Well, you can guess the rest and who becomes beagle Owen’s best friend.
“Surrender Bay” is yet another emotion twister dealing with Emma, a young woman who sees the worst of pet owners who dispatch their animals in the middle of the night at a shelter’s “Surrender Your Animals” bay, then speed off, never bothering to look in their rear-view mirror.
“She remembered a beagle was sitting in his crate howling. A note was taped onto the front of the crate door: ‘My name is Darryl. My owners have lost their home and their jobs. They can’t really afford me anymore, and they hope you will find a great home for me and make sure that I am loved and cared for. Thank you. Please keep me alive,’ “ Katz writes.

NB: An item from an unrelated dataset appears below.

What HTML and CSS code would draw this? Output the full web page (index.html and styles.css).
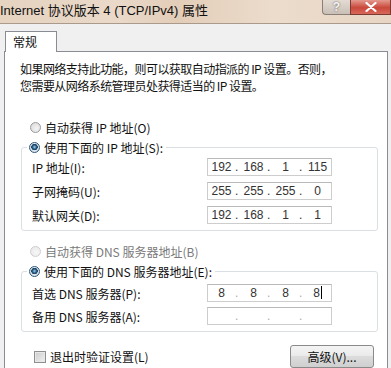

Like most shelters, this is filled up daily and operating on a tight budget. This meant many animals had to be euthanized weekly to make room for others. “Emma made it an article of faith to say good-bye to all of the animals, taking them out of their cages for a final pet if she could, and if there was time. She was determined that no animal leave the world without some human affection or a proper farewell,” Katz adds.
Gripping and impassioned, each poignant narrative is a sobering reminder that our four-legged friends are never here with us long enough. In that sense, “Dancing Dogs” is a spiritual, if simplified, wakeup call to savor each day with them in their shortened life journey with us.